Police were not aware of the fractures until three days later, when the man made an official complaint, saying they had been caused by the officers who arrested him.

In addition to the video, the SIU’s investigation included interviews with the 36-year-old man, as well as civilians and police officers who witnessed the events surrounding his arrest.

The two police officers who made the arrest – believed to be the only people other than the 36 year old to witness the arrest itself – did not agree to be interviewed or to share their notes with investigators.

One of the two officers did provide the SIU with a written statement, in which he said that the 36 year old was refusing to co-operate after being placed under arrest for public intoxication. As a result, he said, he grabbed the man and forced him onto the ground, then punched him in an attempt to get him under control. The man continued to resist the arrest for about one minute after the punch, the officer wrote.

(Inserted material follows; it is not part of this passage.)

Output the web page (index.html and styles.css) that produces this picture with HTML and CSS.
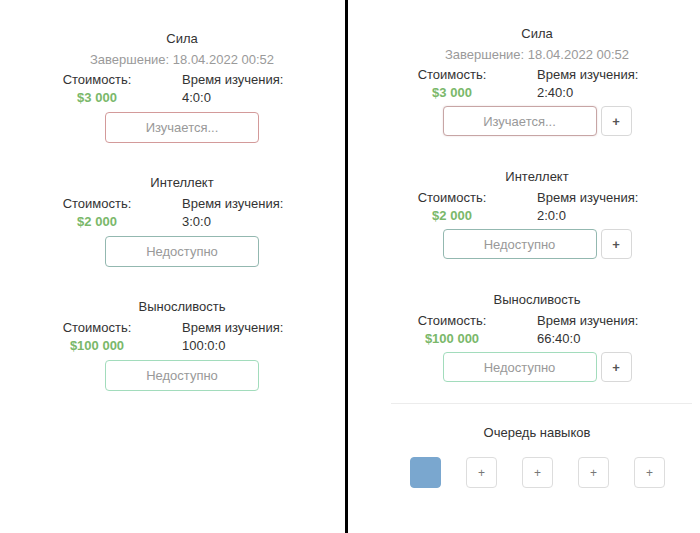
FILE: index.html
```html
<!DOCTYPE html>
<html lang="ru">
<head>
<meta charset="utf-8">
<title>Навыки</title>
<link rel="stylesheet" href="styles.css">
</head>
<body>
<div class="screen">
  <section class="panel panel-left">
    <div class="skill">
      <div class="skill-title">Сила</div>
      <div class="skill-finish">Завершение: 18.04.2022 00:52</div>
      <div class="stats">
        <div class="stat-cost">Стоимость:</div>
        <div class="stat-time">Время изучения:</div>
        <div class="stat-cost price">$3 000</div>
        <div class="stat-time">4:0:0</div>
      </div>
      <div class="actions">
        <button class="btn btn-learning">Изучается...</button>
      </div>
    </div>
    <div class="skill">
      <div class="skill-title">Интеллект</div>
      <div class="stats">
        <div class="stat-cost">Стоимость:</div>
        <div class="stat-time">Время изучения:</div>
        <div class="stat-cost price">$2 000</div>
        <div class="stat-time">3:0:0</div>
      </div>
      <div class="actions">
        <button class="btn btn-teal">Недоступно</button>
      </div>
    </div>
    <div class="skill">
      <div class="skill-title">Выносливость</div>
      <div class="stats">
        <div class="stat-cost">Стоимость:</div>
        <div class="stat-time">Время изучения:</div>
        <div class="stat-cost price">$100 000</div>
        <div class="stat-time">100:0:0</div>
      </div>
      <div class="actions">
        <button class="btn btn-green">Недоступно</button>
      </div>
    </div>
  </section>
  <div class="divider"></div>
  <section class="panel panel-right">
    <div class="skill">
      <div class="skill-title">Сила</div>
      <div class="skill-finish">Завершение: 18.04.2022 00:52</div>
      <div class="stats">
        <div class="stat-cost">Стоимость:</div>
        <div class="stat-time">Время изучения:</div>
        <div class="stat-cost price">$3 000</div>
        <div class="stat-time">2:40:0</div>
      </div>
      <div class="actions">
        <button class="btn btn-learning soft">Изучается...</button>
        <button class="btn-plus">+</button>
      </div>
    </div>
    <div class="skill">
      <div class="skill-title">Интеллект</div>
      <div class="stats">
        <div class="stat-cost">Стоимость:</div>
        <div class="stat-time">Время изучения:</div>
        <div class="stat-cost price">$2 000</div>
        <div class="stat-time">2:0:0</div>
      </div>
      <div class="actions">
        <button class="btn btn-teal">Недоступно</button>
        <button class="btn-plus">+</button>
      </div>
    </div>
    <div class="skill">
      <div class="skill-title">Выносливость</div>
      <div class="stats">
        <div class="stat-cost">Стоимость:</div>
        <div class="stat-time">Время изучения:</div>
        <div class="stat-cost price">$100 000</div>
        <div class="stat-time">66:40:0</div>
      </div>
      <div class="actions">
        <button class="btn btn-green">Недоступно</button>
        <button class="btn-plus">+</button>
      </div>
    </div>
    <hr class="sep">
    <div class="queue-title">Очередь навыков</div>
    <div class="queue">
      <div class="slot slot-filled"></div>
      <div class="slot">+</div>
      <div class="slot">+</div>
      <div class="slot">+</div>
      <div class="slot">+</div>
    </div>
  </section>
</div>
</body>
</html>
```
FILE: styles.css
```css
html, body {
  margin: 0;
  padding: 0;
  background: #ffffff;
}
body {
  font-family: "Liberation Sans", Arial, sans-serif;
  font-size: 13px;
  color: #333333;
  width: 700px;
  height: 533px;
  overflow: hidden;
}
.screen {
  display: flex;
  width: 700px;
  height: 533px;
}
.panel {
  box-sizing: border-box;
  display: flex;
  flex-direction: column;
  align-items: center;
  min-width: 0;
}
.panel-left {
  width: 345px;
  flex: none;
  padding-left: 19px;
  padding-top: 29px;
}
.divider {
  width: 3px;
  background: #000000;
  flex: none;
}
.panel-right {
  flex: 1 1 0;
  padding-left: 26px;
  padding-top: 24px;
}
.skill {
  display: flex;
  flex-direction: column;
  align-items: center;
  margin-bottom: 30px;
}
.panel-right .skill {
  margin-bottom: 31px;
}
.skill-title {
  line-height: 20px;
  margin-bottom: 2px;
  color: #333;
}
.skill-finish {
  line-height: 18px;
  margin-bottom: 2px;
  color: #9a9a9a;
}
.stats {
  display: grid;
  grid-template-columns: 170px 170px;
  line-height: 18px;
}
.stat-cost {
  text-align: center;
}
.stat-time {
  text-align: left;
}
.price {
  color: #7ab86a;
  font-weight: bold;
}
.actions {
  display: flex;
  gap: 4px;
  margin-top: 5px;
}
.panel-right .actions {
  margin-top: 4px;
}
.btn {
  box-sizing: border-box;
  width: 154px;
  height: 31px;
  background: #ffffff;
  border: 1.5px solid #cccccc;
  border-radius: 4px;
  font-family: inherit;
  font-size: 13px;
  color: #999999;
  padding: 0;
}
.panel-right .btn {
  height: 30px;
}
.btn-learning {
  border-color: #d39a9a;
}
.btn-learning.soft {
  border-color: #c7a5a5;
  box-shadow: 0 0 2px rgba(150, 100, 100, 0.25);
}
.btn-teal {
  border-color: #93b8b0;
}
.btn-green {
  border-color: #a2dcbc;
}
.btn-plus {
  box-sizing: border-box;
  width: 31px;
  height: 30px;
  background: #ffffff;
  border: 1px solid #d8d8d8;
  border-radius: 4px;
  font-family: inherit;
  font-size: 13px;
  font-weight: bold;
  color: #555555;
  padding: 0;
}
.sep {
  align-self: stretch;
  border: 0;
  border-top: 1px solid #ececec;
  margin: -10px 8px 0 17px;
  height: 0;
}
.queue-title {
  margin-top: 19px;
  line-height: 20px;
  color: #333;
}
.queue {
  display: flex;
  gap: 25px;
  margin-top: 14px;
  margin-left: 1px;
}
.slot {
  box-sizing: border-box;
  width: 31px;
  height: 31px;
  border: 1px solid #dddddd;
  border-radius: 4px;
  display: flex;
  align-items: center;
  justify-content: center;
  color: #777777;
  font-size: 12px;
}
.slot-filled {
  background: #7aa7cf;
  border-color: #7aa7cf;
}
```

In its report, the SIU found two possible explanations for the man not immediately complaining about his ribs.

“Either he was so intoxicated that he could not feel any pain and his recollections thus cannot be relied on at all, or perhaps the injury did not happen at that time,” the report reads.

“I am inclined to believe that his intoxication affected his recollections and dulled his pain.”

SIU director Tony Loparco also questioned how two people in the apartment could have heard nothing about the interaction between the 36 year old and police, as they told investigators was the case.

“By all accounts, the confrontation with police was quite loud and forceful and yet they could provide absolutely nothing to investigators,” he said.

Loparco also questioned the evidence provided by the officer, wondering why he arrested the man for public intoxication when returning the man to his apartment would have allowed him to stop the offending behaviour “much more easily,” given that the man did not seem to be causing any sort of commotion.

The SIU director concluded that while the decision to arrest the man was a “hasty decision,” it was legal and valid, with no proof that excessive force was used.